Just came across this brand new (May 2016) paper, which is a very interesting read, http://www.mdpi.com/2076-3417/6/5/143/pdf.
The abstract:
The abstract:
Endowing machines with sensing capabilities similar to those of humans is a prevalent quest
in engineering and computer science. In the pursuit of making computers sense their surroundings, a
huge effort has been conducted to allow machines and computers to acquire, process, analyze and
understand their environment in a human-like way. Focusing on the sense of hearing, the ability of
computers to sense their acoustic environment as humans do goes by the name of machine hearing.
To achieve this ambitious aim, the representation of the audio signal is of paramount importance.
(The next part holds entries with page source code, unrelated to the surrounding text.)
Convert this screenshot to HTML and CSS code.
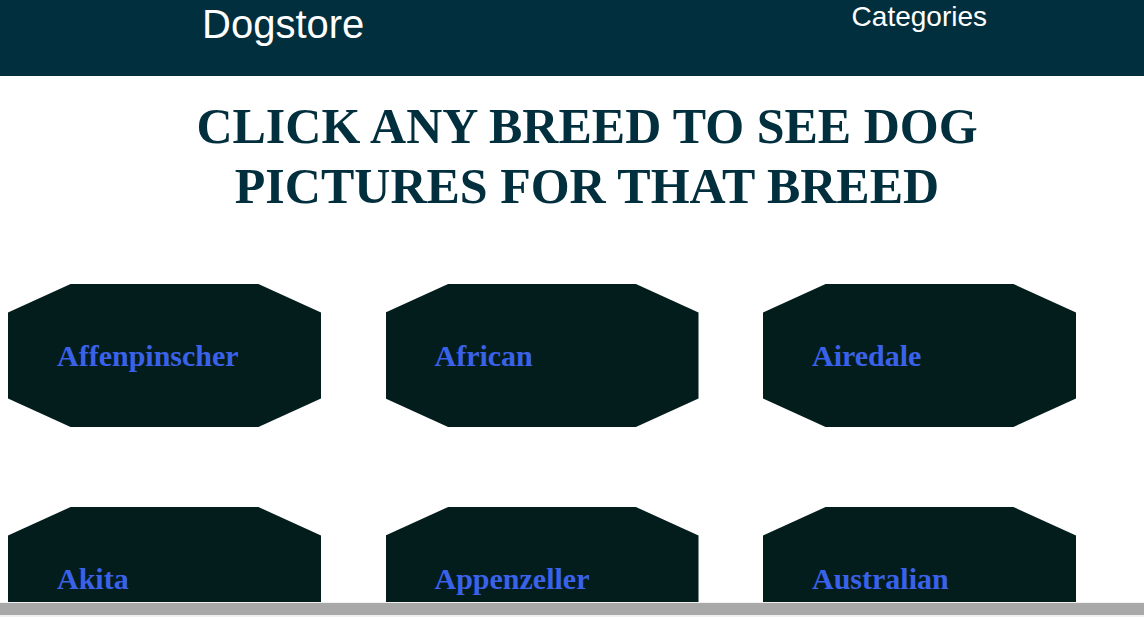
FILE: index.html
```html
<!DOCTYPE html>
<html lang="en">
<head>
<meta charset="utf-8">
<title>Dogstore</title>
<link rel="stylesheet" href="styles.css">
</head>
<body>
<header class="topbar">
  <a class="brand" href="#">Dogstore</a>
  <a class="nav-link" href="#">Categories</a>
</header>
<main class="content">
  <h1 class="title">CLICK ANY BREED TO SEE DOG PICTURES FOR THAT BREED</h1>
  <div class="breeds">
    <a class="breed" href="#"><span>Affenpinscher</span></a>
    <a class="breed" href="#"><span>African</span></a>
    <a class="breed" href="#"><span>Airedale</span></a>
    <a class="breed" href="#"><span>Akita</span></a>
    <a class="breed" href="#"><span>Appenzeller</span></a>
    <a class="breed" href="#"><span>Australian</span></a>
  </div>
</main>
<div class="hbar"><div class="hbar-thumb"></div></div>
</body>
</html>
```

FILE: styles.css
```css
html {
  overflow: hidden;
}
body {
  margin: 0;
  background: #ffffff;
  font-family: "Liberation Serif", "Times New Roman", serif;
}
.topbar {
  height: 76px;
  background: #022f3e;
  display: flex;
  align-items: flex-start;
  justify-content: space-between;
  padding: 0 157px 0 202px;
  box-sizing: border-box;
}
.brand {
  margin-top: 2px;
  font-family: "Liberation Sans", Arial, sans-serif;
  font-size: 40px;
  color: #ffffff;
  text-decoration: none;
}
.nav-link {
  margin-top: 1px;
  font-family: "Liberation Sans", Arial, sans-serif;
  font-size: 28px;
  color: #ffffff;
  text-decoration: none;
}
.content {
  padding: 0 8px;
}
.title {
  width: 900px;
  margin: 20px 0 0 129px;
  font-size: 50px;
  font-weight: bold;
  line-height: 60px;
  text-align: center;
  color: #022f3e;
}
.breeds {
  display: grid;
  grid-template-columns: repeat(3, 313px);
  column-gap: 64.5px;
  row-gap: 80px;
  margin-top: 68px;
}
.breed {
  height: 143px;
  background: #031c1c;
  clip-path: polygon(20% 0, 80% 0, 100% 20%, 100% 80%, 80% 100%, 20% 100%, 0 80%, 0 20%);
  display: flex;
  align-items: center;
  padding: 0 0 0 49px;
  box-sizing: border-box;
  text-decoration: none;
  color: #3a62e8;
  font-size: 30px;
  font-weight: bold;
}
.hbar {
  position: fixed;
  left: 0;
  right: 0;
  bottom: 0;
  height: 15px;
  padding: 1px 0 2px;
  box-sizing: border-box;
  background: #f1f1f1;
}
.hbar-thumb {
  height: 12px;
  background: #a8a8a8;
}
```
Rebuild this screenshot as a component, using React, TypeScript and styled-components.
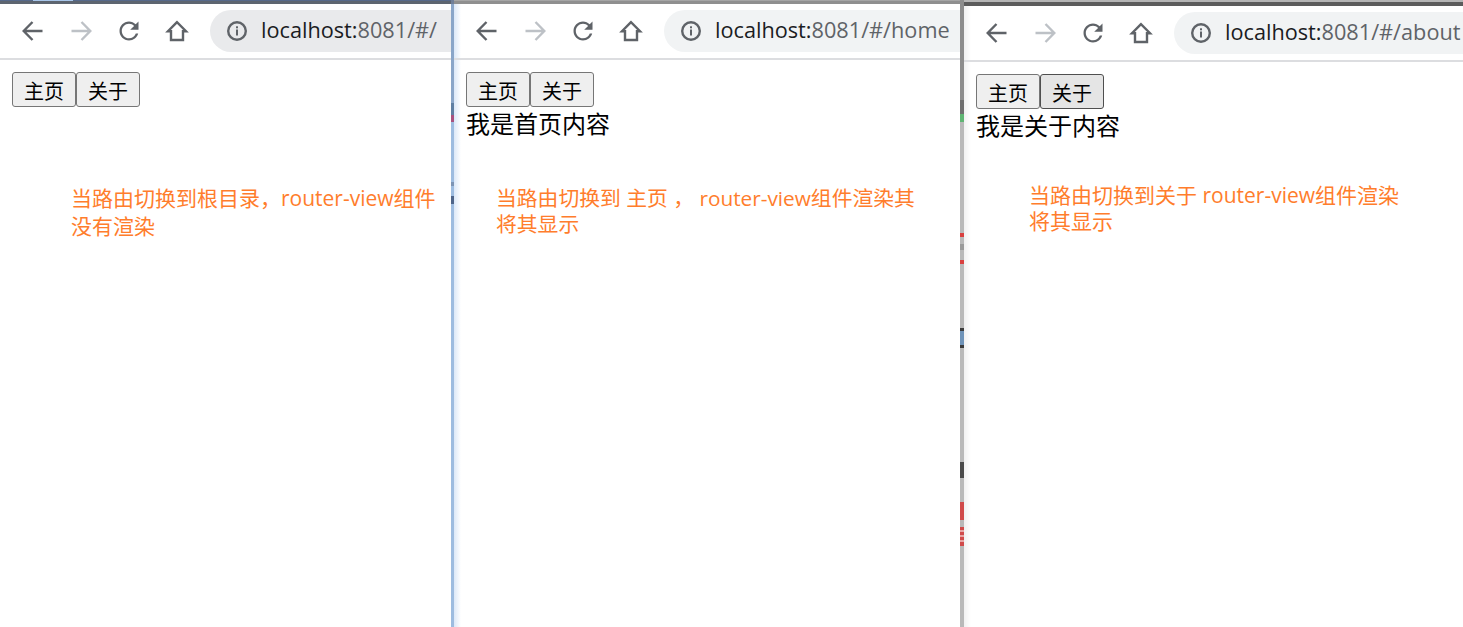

In
this paper, we present an up-to-date review of the most relevant audio feature extraction techniques
developed to analyze the most usual audio signals: speech, music and environmental sounds. Besides
revisiting classic approaches for completeness, we include the latest advances in the field based
on new domains of analysis together with novel bio-inspired proposals. These approaches are
described following a taxonomy that organizes them according to their physical or perceptual basis,
being subsequently divided depending on the domain of computation (time, frequency, wavelet,
image-based, cepstral, or other domains). The description of the approaches is accompanied with
recent examples of their application to machine hearing related problems.